The Path of Wisdom

Webmaster • August 3, 2024


Jesus came from his home in the infinitely loving Trinity into our world. He came to restore us to the image and likeness of God. He cured our brokenness by drawing it all into himself and, in unimaginable agony, he struggled relentlessly to trust that his Father would lift him up and heal him and us. This the Father did, and the remedy for all our brokenness was revealed. He sacrificed his own control of everything so as to leave open completely the door for the Father to pour in his infinitely loving grace. Thereafter, the cure for all our ills is to follow him into the Father’s heart. The Spirit of Jesus leads us on this journey, and in that place of grace we gradually allow him to lead us to perfection.


That is how we achieve integrity. Integrity is where our fractured selves are coming together and we become who we are meant to be. The Journey to integrity necessarily involves pain, which we can either fight and rage against, or we can undergo with our crucified Christ. The Greek poet Aeschylus expressed it well when he wrote: “He who learns must suffer. And even in our sleep pain that cannot forget falls drop by drop upon the heart, and in our own despair, against our will, comes wisdom to us by the awful grace of God” (Agamemnon).

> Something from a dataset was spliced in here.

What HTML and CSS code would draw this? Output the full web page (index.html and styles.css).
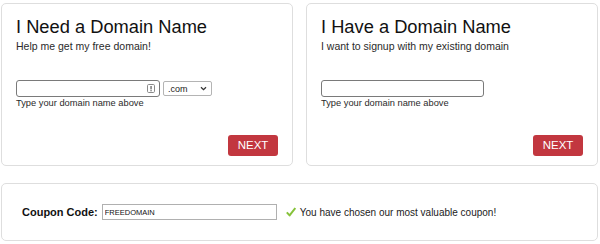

I am not saying that many of us achieve wholeness in this life, but we make striking progress if we allow the hand of God to mould us. That might involve a gradual lessening of our capacities and self-sufficiency. We may suffer indignity, loss of mental clarity and have to rely on others for help. Yet inwardly there can be an integration of our being which does not depend on bodily health or freedom. We can become humble as we gradually realise how much we are loved. With that comes a growing tranquillity as we experience God’s grace leading us along the path of personal integration.


The book of Daniel (12, 3) says: “Those who are wise shall shine like the brightness of the universe, and those who turn to righteousness like the stars forever and ever”. But to “shine like stars” we have a long journey to complete in the process of becoming so totally pure and perfect that we are able to live forever within the Trinity.


Johann Sebastian Bach beautifully expressed the mystery of the human ascent into the family of God: “Word of God, our flesh that fashioned, with the fire of life impassioned, striving still to truth unknown, soaring, dying round Thy throne” (Jesu, Joy of Man’s Desiring).


What can seem like dying, can instead be our innermost selves being brought to life under the profound cherishing of our Father. Thus ‘comes wisdom to us by the awful grace of God’.